## To do
Return each line of the records holding the string "that".

## Exercise material

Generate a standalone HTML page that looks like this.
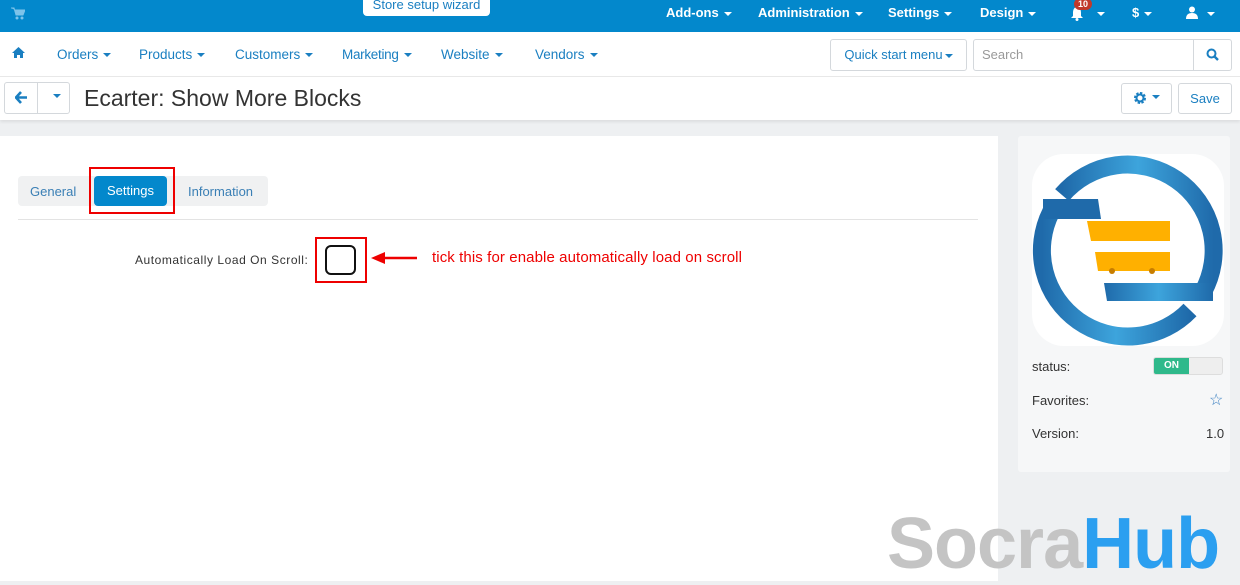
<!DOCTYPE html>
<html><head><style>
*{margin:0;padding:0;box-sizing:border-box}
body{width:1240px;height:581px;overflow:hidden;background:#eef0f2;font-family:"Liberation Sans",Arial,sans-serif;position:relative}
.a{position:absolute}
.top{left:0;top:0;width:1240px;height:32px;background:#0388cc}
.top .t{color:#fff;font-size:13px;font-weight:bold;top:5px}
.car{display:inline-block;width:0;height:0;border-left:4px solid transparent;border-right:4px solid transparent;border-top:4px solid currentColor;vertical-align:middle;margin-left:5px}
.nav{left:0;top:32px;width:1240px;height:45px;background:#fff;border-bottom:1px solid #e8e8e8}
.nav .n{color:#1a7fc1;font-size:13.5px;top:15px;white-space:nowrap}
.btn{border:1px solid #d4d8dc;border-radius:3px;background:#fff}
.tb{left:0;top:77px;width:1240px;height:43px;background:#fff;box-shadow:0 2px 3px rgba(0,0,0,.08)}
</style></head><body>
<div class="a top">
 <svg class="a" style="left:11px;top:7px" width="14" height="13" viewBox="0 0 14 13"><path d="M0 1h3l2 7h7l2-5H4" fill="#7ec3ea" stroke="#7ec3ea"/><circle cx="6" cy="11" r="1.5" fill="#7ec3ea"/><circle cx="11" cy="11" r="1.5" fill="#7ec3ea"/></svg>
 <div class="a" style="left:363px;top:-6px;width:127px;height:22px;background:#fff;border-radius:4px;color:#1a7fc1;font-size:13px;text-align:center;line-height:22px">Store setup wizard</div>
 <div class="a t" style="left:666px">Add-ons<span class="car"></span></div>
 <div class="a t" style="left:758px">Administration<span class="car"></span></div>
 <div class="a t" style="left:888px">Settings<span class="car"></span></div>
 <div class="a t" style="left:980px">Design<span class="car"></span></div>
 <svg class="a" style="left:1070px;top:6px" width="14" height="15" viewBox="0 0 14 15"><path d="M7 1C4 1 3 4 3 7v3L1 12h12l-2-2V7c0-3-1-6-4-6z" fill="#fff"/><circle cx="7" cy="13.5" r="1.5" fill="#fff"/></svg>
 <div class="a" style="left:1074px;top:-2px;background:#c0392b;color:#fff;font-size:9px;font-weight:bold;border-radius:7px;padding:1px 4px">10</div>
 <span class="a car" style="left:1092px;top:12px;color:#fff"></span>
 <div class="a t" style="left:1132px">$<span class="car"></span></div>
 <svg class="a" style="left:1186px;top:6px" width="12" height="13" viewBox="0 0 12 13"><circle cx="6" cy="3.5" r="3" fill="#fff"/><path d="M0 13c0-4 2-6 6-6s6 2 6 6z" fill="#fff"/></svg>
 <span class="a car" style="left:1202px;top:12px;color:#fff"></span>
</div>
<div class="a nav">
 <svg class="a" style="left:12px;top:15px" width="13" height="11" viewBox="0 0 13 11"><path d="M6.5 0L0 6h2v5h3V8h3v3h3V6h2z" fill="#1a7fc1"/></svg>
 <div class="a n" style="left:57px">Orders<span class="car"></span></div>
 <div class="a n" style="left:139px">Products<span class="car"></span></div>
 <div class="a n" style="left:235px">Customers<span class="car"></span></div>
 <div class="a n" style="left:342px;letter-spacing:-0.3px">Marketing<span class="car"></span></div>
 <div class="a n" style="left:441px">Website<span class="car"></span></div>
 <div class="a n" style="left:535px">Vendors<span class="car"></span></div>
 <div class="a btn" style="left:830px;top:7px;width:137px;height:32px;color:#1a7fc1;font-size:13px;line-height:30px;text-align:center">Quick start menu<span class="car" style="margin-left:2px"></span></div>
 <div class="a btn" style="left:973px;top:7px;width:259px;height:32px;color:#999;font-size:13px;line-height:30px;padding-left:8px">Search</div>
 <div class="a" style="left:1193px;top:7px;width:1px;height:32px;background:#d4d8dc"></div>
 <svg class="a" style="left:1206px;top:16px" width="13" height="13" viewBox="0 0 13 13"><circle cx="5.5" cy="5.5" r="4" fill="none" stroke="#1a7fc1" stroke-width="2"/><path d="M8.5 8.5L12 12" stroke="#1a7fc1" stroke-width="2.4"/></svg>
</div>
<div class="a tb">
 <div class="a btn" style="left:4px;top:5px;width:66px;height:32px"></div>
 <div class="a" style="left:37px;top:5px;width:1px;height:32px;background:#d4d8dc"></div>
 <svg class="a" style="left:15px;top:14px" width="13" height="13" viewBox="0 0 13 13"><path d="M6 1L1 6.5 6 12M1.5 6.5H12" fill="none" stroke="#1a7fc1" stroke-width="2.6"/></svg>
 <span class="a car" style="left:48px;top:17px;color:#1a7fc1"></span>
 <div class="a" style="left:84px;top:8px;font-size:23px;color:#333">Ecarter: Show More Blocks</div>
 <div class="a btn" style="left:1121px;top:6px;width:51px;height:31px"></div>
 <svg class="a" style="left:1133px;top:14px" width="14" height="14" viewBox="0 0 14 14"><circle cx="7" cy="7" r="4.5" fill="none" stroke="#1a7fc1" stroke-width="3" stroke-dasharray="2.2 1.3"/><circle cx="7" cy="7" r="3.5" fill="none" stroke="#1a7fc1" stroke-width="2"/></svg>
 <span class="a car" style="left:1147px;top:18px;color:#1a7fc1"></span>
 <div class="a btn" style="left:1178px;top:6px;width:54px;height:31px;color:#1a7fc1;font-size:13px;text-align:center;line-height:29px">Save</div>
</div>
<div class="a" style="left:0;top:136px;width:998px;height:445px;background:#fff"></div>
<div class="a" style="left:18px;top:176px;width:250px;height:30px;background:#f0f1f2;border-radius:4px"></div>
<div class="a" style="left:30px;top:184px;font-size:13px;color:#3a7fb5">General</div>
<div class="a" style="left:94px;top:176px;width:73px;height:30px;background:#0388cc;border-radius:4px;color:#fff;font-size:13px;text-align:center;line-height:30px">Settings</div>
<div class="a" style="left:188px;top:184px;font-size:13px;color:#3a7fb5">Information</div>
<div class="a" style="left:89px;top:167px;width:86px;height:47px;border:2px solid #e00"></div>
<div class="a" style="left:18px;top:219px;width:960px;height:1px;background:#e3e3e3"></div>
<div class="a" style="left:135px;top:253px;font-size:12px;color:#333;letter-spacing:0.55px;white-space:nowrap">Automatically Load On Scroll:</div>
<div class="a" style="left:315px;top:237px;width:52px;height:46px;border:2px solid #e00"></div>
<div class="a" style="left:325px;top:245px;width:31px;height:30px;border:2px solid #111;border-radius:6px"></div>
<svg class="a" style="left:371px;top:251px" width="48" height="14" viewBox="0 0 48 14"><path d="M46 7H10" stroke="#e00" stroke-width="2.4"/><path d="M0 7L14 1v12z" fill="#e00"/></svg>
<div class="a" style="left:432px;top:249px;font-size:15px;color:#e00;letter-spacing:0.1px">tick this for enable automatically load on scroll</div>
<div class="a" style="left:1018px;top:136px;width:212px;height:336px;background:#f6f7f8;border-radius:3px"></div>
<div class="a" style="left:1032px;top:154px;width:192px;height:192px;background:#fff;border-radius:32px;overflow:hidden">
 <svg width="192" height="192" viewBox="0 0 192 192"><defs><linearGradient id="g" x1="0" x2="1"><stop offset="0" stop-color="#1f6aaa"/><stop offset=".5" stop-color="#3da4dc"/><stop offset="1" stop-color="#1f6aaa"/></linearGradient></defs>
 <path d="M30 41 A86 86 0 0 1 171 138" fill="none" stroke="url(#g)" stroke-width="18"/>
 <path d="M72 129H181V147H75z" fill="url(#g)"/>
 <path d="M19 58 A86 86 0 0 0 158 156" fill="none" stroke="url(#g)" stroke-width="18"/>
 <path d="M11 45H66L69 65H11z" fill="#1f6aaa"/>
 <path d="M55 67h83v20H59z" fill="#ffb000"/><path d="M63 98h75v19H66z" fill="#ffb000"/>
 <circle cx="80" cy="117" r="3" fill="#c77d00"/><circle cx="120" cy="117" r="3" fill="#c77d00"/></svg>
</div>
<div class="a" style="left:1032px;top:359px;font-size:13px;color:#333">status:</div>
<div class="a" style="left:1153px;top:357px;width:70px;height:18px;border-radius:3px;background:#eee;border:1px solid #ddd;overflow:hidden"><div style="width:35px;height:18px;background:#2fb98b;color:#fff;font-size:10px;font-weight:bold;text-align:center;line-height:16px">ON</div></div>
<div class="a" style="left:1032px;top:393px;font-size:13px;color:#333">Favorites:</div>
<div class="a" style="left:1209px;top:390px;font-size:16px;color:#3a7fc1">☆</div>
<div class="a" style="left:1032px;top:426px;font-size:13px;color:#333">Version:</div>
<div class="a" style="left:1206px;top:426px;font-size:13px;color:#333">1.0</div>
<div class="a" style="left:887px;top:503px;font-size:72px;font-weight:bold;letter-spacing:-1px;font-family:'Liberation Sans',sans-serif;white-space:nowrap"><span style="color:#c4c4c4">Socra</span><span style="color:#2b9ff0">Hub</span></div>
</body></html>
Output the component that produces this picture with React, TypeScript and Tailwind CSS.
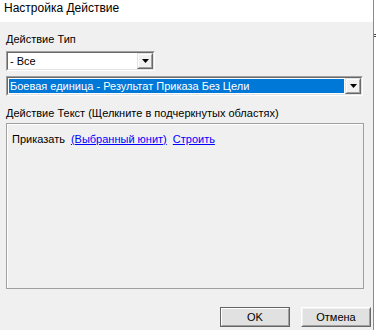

## Result of the task
Generate a standalone HTML page that looks like this.
Output the component that produces this picture with React, TypeScript and Tailwind CSS.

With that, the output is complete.